Wednesday, September 29, 2010

Bobble Heads and Bake Sales

My plan for Hope 2010 Stewardship Campaign? I am going to start selling bobble heads. Our church needs to really have a good year in 2011 and I have decided that this might be the most realistic way; to create and sell bobble heads of all of the staff members at Hope. The goal could be that congregants would collect them all and worse case scenario even if a congregant weren't super excited about the job one of us was doing they could purchase one and snap its head as they passed by it on their way to do the dishes or put in another load of laundry. But even in this quite possible worse case scenario, the church would still profit from its purchase and have more funding to meet the expectations of its congregants, while simultaneously creating an alternative outlet for disgruntled church members to release frustration. Yes, Hope staff bobble heads seem to be a win-win idea.

I am not sure if the Stewardship Committee will appreciate my creativity but as we enter our time of Stewardship money is definitely on my mind. I feel the pressure to generate income at Hope more than any other church I have served before, although I find myself serving in a very affluent area. It has a lot to do with the reality out of which my position was created. See, at this appointment I have found myself in the unique position of filling a job that was not budgeted for; filling the shoes of a position created out of the hope that change would result in revenue...and I am that change. No pressure for a first appointment, right?
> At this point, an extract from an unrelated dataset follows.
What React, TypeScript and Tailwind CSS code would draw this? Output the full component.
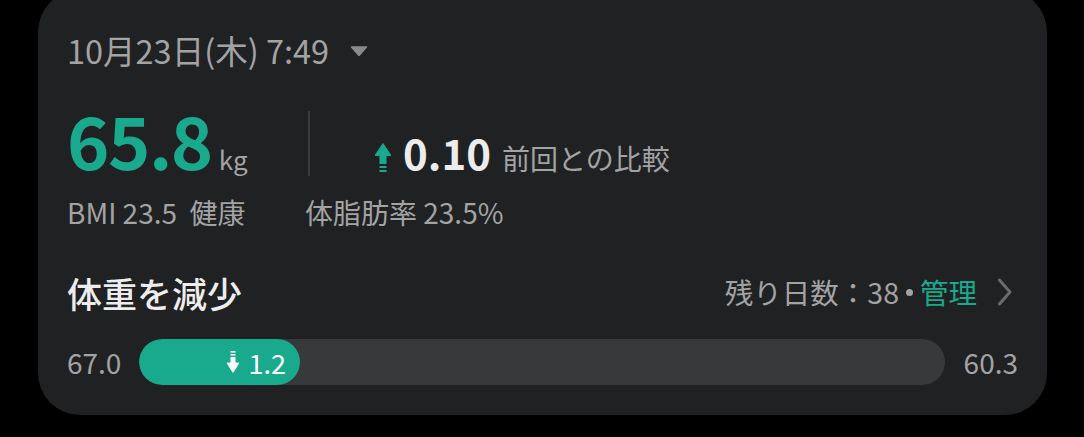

It is a precarious position to sit in church committee meetings during which cuts are made and budgets fall short and the cause is your salary. It's the sort of discussion that could easily result in my volunteering to learn how to bake bread and spend my Saturday mornings in front of King Soopers doing my own little fundraiser. It feels like a more realistic option than bringing in more people, more pledges in the time frame of next eight weeks to make up for a shrinking income and a significantly rising budget.

Perhaps it is even more awkward because growing up money was never something we were ever supposed to talk about. It was a private matter. But Hope's financial situation is public knowledge. And although they are running short, it is definitely nothing to be ashamed of. See, they made a decision to do what they believed would benefit there church knowing that if it was the right thing, God would provide. It takes a faithful church to move forward when the numbers say otherwise and I am proud to be serving such a church. If the way you spend your money tells others about your priorities, then Hope's financial situation is evidence that they believe in the power of the Holy Spirit.

For me, my issue is letting go of this self-imposed responsibility to do God's job. (A re-occurring theme for my life). It requires holding fast to the vision God has given me for my ministry even while remaining incredibly aware that all the ministry I do is against this backdrop of the necessity to bring in the income for my salary...and still my only ideas are bobble heads and bake sales.

I was brought here to bring new people to Hope but the reality is that bringing in new people costs money. Money for marketing, for resources, for staff. And it takes time. Lots of time spent on meeting the needs of 'outsiders' with the risk of what might be perceived to be less attention paid to the needs of the people that are already sitting in the pews. It's a great way to make the people who have the power to pay your salary incredibly uncomfortable and potentially very angry.

Therefore, let's just sum this all up by admitting that there is an enormous tension around the pastor who has been called in to bring in new people without the money budgeted to pay for their salary. A sort of schizophrenic energy where the pull of gravity is in a million different directions. The learning curve is to begin to float in the presence of God. To believe in the power of the Holy Spirit to do crazy things in communities that take risks...even if after doing so they wish they could retract.

And while bobble heads and bake sales might sound like desperate measures it is much less for my sake and my family's that I feel so invested in this year's Stewardship Campaign at Hope. It is really a matter of faith. Of supporting this idea that God is still active in the world and is physically present in the lives of people who take steps toward a vision that can only materialize with God's activity being obviously present. I want the people of Hope to be able to taste and feel and hear God in the life of their community because they have taken a risk that in the eyes of some makes no sense and I believe those are the times when God just seems to happen to show up.

My prayer for Hope during this season of Stewardship is that those faithful leaders who once believed in the power of one person to change the course of their congregation's future could find inspiration in the truth that they, and only they, hold the power to make this vision true. The irony in all of it seems to be that if the people of Hope can pull together to have a Stewardship Campaign which incorporates the costs of an Associate Pastor and many of their growing ministries (without selling bobble heads and me having a "Tea Party" style bake sale) they will have gained the knowledge that it was never another person that they needed to 'succeed' but the courage to follow through with their belief in the power of individual gifts committed within the context of a community to perform miracles.